Uh, O(n/2), O(n/4) and O(n/1024) are all the same thing.

Stewart.

On Monday, 7 November 2011 at 20:33:19 UTC, Xinok wrote:
> Recently, I've been working on my sorting algorithm, doing what I can before I implemented it into std.algorithm. Recently, I've found myself referring to Timsort for ways to optimize my algorithm, but that made me think, why not use Timsort instead? It was originally designed for Python, but it was apparently good enough for Java to adopt it as well.
>
> I think Phobos would benefit most from a good implementation of Timsort, perhaps enough to even ditch the unstable sort which I've found has some bad test cases (try sorting swapRanges(arr[0..$/2], arr[$/2..$])). My algorithm is very similar to Timsort, but Timsort is more highly tuned, so it would probably beat my algorithm in most cases. In a few benchmarks I've seen, Timsort even beats quicksort.
>
> The only downside is that Timsort may require up to O(n/2) additional space, and if it fails to allocate enough memory, it simply fails to sort the list. That's the benefit of my algorithm, it allocates O(n/1024) additional space by default and can reduce it further if needed. However, the "range swap" that my algorithm uses could easily be added to Timsort as well, so we could have the best of both worlds: The speed of Timsort with the low memory requirement of my algorithm.
>
> This is my proposal: Replace the stable (and unstable?) sort in Phobos with Timsort, including the additional range swap step.
>
> An explanation of Timsort can be found here:
> http://svn.python.org/projects/python/trunk/Objects/listsort.txt
>
> My algorithm can be found here (see the blog for more details):
> https://sourceforge.net/projects/xinoksort/

This sounds good, you should also contact the forum user Philippe Sigaud to see if he's made any progress with his templated sorting network idea for small number of items and combine the two to provide very effective sorting.

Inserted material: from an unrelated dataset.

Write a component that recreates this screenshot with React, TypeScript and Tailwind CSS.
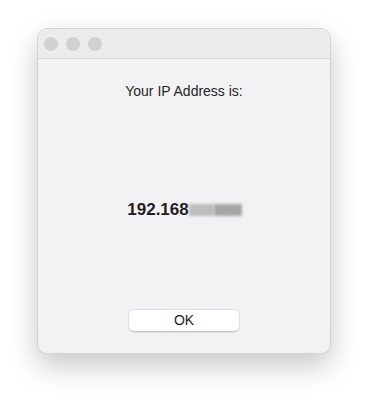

12/29/2012 10:49 PM, ixid пишет:
> On Monday, 7 November 2011 at 20:33:19 UTC, Xinok wrote:
>> Recently, I've been working on my sorting algorithm, doing what I can
>> before I implemented it into std.algorithm. Recently, I've found
>> myself referring to Timsort for ways to optimize my algorithm, but
>> that made me think, why not use Timsort instead? It was originally
>> designed for Python, but it was apparently good enough for Java to
>> adopt it as well.

[snip]

>> An explanation of Timsort can be found here:
>> http://svn.python.org/projects/python/trunk/Objects/listsort.txt
>>
>> My algorithm can be found here (see the blog for more details):
>> https://sourceforge.net/projects/xinoksort/
>
> This sounds good, you should also contact the forum user Philippe Sigaud
> to see if he's made any progress with his templated sorting network idea
> for small number of items and combine the two to provide very effective
> sorting.

Let me point out that Phobos has got the Timsort for stable sort in 2.061. It's precisely the work of Xinok that was integrated after going through many rounds of review.

It would great to analyze the extra trick that reduces the amount of memory required. If it's proven to be a good speed-size trade-off then it could be integrated.

What's would be truly awesome at the moment is highly efficient version(s) of sort(s) customized for small ranges. And IRC that's what Philippe's sorting networks were good at.

-- 
Dmitry Olshansky

> What's would be truly awesome at the moment is highly efficient version(s) of sort(s) customized for small ranges. And IRC that's what Philippe's sorting networks were good at.

Wasn't that what I was saying? =) It seems like an ideal application of D's strengths to be easily able to write something like sort!"timsort" or sort!"mergesort" (or whatever formatting) in addition to intelligent analysis of the number of items and select a sorting network if that would be favourable.